I get some questions from time to time - specially from non-believers - who ask why God could not have foreseen that Adam would fall or whether is was an experiment that went horribly wrong.
Of course it is neither of these and I wish to discuss this in a logical and simple way, although I must say from the start that there are also other aspects of this that we do not know, for God also had other considerations which He did not tell us of or which we may not understand.To get to grips with this, we should first look at the fall of Israel as a nation which will give us some insight into the fall of Adam.
The facts of Israel as a woman, is that God married her and that he wanted to gather he under His wings as a hen gathers her chickens - now that is real close. (see Luke 13:34)Israel however had other plans and a free will and drifted into idol worshop with their golden calf (Ex. 32:4), and whoredom as in Num 14:33 And your children shall wander in the wilderness forty years, and bear your whoredoms, until your carcases be wasted in the wilderness.
There are also many other instances of this.
Eventually, God had to give her a bill of divorce : Jer 3:8 And I saw, when for all the causes whereby backsliding Israel committed adultery I had put her away, and given her a bill of divorce; yet her treacherous sister Judah feared not, but went and played the harlot also. v:9 And it came to pass through the lightness of her whoredom, that she defiled the land, and committed adultery with stones and with stocks.
This error was due to their free will and was expected as anyone with a free will will sin as we have seen with the angels who rebelled against God even before Adam was created. A third of them rebelled against God and went into damnation.If you take anyone into a house of sin with enough time and money, liquor and women or whatever other distraction we may conjure up, chances are about 100% that he/she will sin. So sinning with free will is a given and God knew it even better than we do.
However, God wanted mankind to have free will so that He can have a friend likened unto Himself who could, with Him, enjoy creation and enjoy God.

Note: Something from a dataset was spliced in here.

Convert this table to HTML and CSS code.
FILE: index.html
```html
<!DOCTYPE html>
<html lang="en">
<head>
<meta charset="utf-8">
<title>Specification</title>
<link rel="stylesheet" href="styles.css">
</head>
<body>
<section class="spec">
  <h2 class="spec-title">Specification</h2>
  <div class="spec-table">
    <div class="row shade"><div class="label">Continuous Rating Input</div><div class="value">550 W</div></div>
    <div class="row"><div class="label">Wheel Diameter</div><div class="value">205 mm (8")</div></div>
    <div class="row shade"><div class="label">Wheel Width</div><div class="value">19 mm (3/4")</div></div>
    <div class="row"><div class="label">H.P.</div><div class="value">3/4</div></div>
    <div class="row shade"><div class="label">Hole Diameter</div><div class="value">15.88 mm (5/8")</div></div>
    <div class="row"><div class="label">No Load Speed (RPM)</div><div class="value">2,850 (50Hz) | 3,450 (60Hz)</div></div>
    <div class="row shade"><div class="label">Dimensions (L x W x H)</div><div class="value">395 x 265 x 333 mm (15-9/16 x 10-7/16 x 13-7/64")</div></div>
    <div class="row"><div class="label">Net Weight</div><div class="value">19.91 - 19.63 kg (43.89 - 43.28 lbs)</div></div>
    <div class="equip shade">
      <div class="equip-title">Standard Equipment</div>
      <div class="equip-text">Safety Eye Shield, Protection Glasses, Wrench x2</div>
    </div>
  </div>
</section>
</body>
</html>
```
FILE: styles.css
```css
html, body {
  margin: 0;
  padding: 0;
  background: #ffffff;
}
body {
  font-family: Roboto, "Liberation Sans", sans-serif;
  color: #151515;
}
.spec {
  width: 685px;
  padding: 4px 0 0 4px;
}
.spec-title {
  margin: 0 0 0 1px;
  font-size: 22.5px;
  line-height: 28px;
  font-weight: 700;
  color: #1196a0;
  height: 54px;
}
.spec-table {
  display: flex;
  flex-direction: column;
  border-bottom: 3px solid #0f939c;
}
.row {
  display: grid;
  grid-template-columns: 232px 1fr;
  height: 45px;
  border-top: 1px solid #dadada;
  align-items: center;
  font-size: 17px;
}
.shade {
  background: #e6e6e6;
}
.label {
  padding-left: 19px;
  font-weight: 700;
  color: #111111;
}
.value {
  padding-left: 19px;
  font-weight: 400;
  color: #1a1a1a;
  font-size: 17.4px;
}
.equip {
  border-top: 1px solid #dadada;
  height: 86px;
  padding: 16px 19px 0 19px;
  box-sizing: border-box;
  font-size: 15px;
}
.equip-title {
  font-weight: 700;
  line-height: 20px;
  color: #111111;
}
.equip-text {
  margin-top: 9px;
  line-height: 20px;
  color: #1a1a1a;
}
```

It was so important to God to give mankind free will, even although He knew man would sin. The only thing he needed to do then was to send His Son for their sins, which He knew He would do. If one reads about the fall of Adam one sees that God immediately had a plan to save man and one gets the impression that God all along had that plan, even before Adam sinned. Gen 3:15 And I will put enmity between thee and the woman, and between thy seed and her seed; it shall bruise thy head, and thou shalt bruise his heel. (This is a reference to the crucifixion of Christ)
Returning to Israel. God had to leave Israel for a moment to save the gentiles and then return to them again as Paul so aptly describes.

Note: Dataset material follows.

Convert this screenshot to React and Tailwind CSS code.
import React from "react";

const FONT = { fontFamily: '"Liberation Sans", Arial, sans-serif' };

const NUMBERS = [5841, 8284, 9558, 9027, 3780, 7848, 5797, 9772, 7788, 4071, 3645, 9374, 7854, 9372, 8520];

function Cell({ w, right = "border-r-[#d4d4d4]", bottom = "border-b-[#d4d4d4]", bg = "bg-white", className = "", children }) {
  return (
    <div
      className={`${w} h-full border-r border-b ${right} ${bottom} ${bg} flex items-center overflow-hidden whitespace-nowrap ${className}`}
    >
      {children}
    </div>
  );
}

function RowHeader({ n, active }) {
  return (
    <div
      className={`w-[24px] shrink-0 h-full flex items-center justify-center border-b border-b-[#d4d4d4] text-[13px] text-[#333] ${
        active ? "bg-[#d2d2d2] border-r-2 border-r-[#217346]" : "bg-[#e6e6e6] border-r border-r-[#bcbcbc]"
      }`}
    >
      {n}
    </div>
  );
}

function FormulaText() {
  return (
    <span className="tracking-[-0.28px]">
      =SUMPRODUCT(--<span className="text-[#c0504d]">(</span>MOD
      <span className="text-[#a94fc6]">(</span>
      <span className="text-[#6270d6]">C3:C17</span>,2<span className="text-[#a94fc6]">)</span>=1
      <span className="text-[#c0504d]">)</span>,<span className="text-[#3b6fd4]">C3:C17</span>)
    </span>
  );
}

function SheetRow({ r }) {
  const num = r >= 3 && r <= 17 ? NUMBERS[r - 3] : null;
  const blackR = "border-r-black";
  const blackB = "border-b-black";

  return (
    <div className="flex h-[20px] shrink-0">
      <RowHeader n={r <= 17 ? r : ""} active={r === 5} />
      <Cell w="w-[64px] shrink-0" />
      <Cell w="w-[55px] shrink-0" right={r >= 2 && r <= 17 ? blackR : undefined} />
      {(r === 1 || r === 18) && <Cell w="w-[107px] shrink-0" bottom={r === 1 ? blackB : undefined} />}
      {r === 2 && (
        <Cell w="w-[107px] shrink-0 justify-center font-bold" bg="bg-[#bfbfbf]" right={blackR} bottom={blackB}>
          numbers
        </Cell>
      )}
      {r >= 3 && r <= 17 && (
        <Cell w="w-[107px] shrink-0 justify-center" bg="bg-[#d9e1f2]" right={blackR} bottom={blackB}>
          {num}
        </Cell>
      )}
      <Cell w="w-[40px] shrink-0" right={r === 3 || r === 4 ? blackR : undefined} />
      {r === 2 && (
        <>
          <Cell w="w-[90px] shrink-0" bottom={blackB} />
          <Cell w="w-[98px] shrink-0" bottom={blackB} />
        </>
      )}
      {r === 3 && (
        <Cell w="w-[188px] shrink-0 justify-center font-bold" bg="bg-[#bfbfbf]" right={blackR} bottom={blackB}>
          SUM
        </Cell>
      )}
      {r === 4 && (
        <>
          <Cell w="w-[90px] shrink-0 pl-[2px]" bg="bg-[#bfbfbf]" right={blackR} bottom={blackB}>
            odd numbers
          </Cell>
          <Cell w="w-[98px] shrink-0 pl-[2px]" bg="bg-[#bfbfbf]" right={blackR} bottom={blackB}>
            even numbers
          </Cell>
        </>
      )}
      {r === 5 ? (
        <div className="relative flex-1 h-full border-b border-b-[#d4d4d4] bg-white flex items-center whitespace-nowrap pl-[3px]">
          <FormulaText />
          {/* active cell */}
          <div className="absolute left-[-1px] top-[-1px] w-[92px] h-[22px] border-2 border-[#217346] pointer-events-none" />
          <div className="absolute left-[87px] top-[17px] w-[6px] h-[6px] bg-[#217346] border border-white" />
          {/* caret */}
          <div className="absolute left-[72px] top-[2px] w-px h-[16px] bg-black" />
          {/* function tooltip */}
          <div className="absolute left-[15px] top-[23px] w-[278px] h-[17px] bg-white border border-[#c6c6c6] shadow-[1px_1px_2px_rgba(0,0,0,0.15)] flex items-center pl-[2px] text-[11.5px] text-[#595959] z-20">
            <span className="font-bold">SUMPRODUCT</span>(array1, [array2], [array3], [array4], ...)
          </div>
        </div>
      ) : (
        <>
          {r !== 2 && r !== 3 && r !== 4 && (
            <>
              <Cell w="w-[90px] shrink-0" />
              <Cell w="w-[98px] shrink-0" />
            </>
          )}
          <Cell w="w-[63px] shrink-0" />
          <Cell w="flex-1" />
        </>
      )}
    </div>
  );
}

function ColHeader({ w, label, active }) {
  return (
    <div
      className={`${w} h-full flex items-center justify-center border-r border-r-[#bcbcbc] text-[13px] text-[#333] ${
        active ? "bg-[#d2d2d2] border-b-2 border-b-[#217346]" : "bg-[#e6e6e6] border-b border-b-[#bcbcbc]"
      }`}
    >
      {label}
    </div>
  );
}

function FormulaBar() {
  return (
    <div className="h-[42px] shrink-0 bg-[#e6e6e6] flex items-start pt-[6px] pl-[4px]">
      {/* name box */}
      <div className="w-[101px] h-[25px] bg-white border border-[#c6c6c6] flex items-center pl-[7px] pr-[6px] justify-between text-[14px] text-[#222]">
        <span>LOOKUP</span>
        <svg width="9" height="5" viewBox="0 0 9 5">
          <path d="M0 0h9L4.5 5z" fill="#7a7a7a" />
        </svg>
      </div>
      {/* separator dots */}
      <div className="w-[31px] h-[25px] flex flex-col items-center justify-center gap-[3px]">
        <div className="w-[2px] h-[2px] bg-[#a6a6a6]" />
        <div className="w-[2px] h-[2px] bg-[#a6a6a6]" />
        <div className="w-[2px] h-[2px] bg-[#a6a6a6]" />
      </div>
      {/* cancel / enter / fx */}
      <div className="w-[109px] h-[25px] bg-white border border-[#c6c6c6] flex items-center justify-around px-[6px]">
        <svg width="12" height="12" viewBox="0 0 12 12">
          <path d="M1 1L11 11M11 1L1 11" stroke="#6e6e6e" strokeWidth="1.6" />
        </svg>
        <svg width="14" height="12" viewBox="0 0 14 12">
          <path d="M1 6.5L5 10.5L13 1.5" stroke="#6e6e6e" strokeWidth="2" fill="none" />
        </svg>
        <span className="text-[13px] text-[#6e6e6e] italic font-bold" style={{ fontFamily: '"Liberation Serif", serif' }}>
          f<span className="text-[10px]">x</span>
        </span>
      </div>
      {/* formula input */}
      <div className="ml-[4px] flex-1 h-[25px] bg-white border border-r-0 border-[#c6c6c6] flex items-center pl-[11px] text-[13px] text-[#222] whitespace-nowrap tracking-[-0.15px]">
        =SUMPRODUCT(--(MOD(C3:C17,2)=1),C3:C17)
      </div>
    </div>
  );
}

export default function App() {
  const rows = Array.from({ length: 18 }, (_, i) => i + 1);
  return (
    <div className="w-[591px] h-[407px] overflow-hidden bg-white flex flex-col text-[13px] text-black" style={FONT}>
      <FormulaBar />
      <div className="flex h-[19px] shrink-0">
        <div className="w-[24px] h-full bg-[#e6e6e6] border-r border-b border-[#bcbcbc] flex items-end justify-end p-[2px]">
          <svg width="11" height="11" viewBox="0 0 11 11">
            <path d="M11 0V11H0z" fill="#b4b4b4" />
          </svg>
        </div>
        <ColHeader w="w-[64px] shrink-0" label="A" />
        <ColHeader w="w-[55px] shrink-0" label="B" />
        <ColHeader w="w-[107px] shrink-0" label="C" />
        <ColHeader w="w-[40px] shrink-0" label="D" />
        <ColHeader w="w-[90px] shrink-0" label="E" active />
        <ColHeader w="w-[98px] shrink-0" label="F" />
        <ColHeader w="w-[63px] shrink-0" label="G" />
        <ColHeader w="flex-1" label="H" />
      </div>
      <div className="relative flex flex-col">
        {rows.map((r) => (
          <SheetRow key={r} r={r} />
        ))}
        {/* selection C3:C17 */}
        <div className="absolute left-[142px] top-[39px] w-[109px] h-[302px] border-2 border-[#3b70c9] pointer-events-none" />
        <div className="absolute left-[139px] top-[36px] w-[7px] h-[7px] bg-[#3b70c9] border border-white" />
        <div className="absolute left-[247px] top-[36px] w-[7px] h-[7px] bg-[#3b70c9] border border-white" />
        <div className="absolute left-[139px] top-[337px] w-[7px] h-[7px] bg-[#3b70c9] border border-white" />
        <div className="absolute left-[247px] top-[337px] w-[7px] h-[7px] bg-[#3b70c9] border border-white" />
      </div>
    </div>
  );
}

Rom 11:11 I say then, Have they stumbled that they should fall? God forbid: but rather through their fall salvation is come unto the Gentiles, for to provoke them to jealousy. v:12 Now if the fall of them be the riches of the world, and the diminishing of them the riches of the Gentiles; how much more their fulness? v:25 For I would not, brethren, that ye should be ignorant of this mystery, lest ye should be wise in your own conceits; that blindness in part is happened to Israel, until the fulness of the Gentiles be come in. (In part means - God also had other considerations)Now we are ready to return to Adam and the able words of John Wesley will tell the story more fully.
'Was it not easy for the Almighty to prevent it ? - He certainly did foresee the whole ... But it was known to Him, at the same time, that it was best, upon the whole, not to prevent it. He knew that ... the evil resulting from the former was not as the good resulting from the latter, - not worthy to be compared to it. He saw that to permit the fall of the first man was far best for mankind in general; that abundantly more good than evil would accrue to the posterity of Adam by his fall; that if 'sin abounded' thereby over all the earth, yet grace 'would much more abound'; yea, and that to every individual of the human race, unless it was his own choice ..... Mankind in general have gained, by the fall of Adam, a capacity for attaining more holiness and happiness on earth than it would have been possible for them to attain if Adam had not fallen.
Unless all the partakers of human nature had received that deadly wound in Adam, it would not have been needful for the Son of God to take our nature upon Him ... there would have been no room for that amazing display of the Son of God's love to mankind .. It could not then have been said, to the astonishment of the hosts of heaven 'God so love the world that He gave His Son.'
... What is the necessary consequence of this? It is this : There could then have been no such thing as faith in God thus loving the world, giving His only son for us men, and for our salvation ... the whole privilege of justification by faith could have had no existence'
My own words : As we know from the duality of life on earth, that after Adam ate from the tree of knowledge of good and evil, that good and evil would co-exist on earth, and it is for us to prevail over evil.
Just so free will and sin will co-exist, but we must choose.